5.2 If Council were to decide on qualified
majority voting as the normal procedure, democratic involvement
still remains an essential element. National parliaments would
be involved via the "emergency brake" procedure and
the European Parliament through the co-decision procedure.
5.3 In the 14 years that the co-decision
procedure has existed, the European Parliament has grown into
a mature and responsible negotiating partner. The procedure foresees
up to three readings, but due to the increasingly sophisticated
nature of the negotiations between Parliament and Council, many
legislative procedures are concluded after a first reading, thus
providing the Union with both democratic scrutiny and input and
the capacity to act effectively.
5.4 The political reality is that the Union
is faced with a number of problems that cannot be solved at a
national or regional level. Only EU-wide solutions are effective
when fighting trans-border organised crime, illegal immigration
or terrorism. Our citizens are asking: why is there no immigration
policy to prevent the human tragedy we see on our southern shores?
Why are we not sharing criminal intelligence in the fight against
terrorism or the fight against drugs?

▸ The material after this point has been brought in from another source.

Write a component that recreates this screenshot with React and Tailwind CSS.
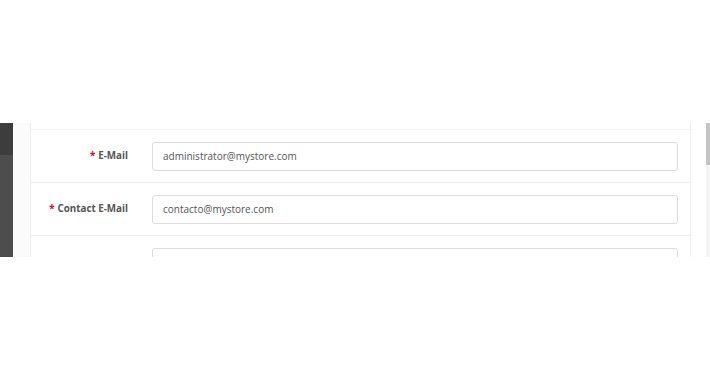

Why is there no access to
justice for victims of cross-border crime or cross-border marital
breakdown?
5.5 Unless we are able to activate the passerelle
clause we will never have a credible policy in justice and home
affairs. Member States will sit in their medieval fortresses with
the drawbridges firmly up. In the name of national sovereignty
they give free rein to global anarchy. Our citizens demand better.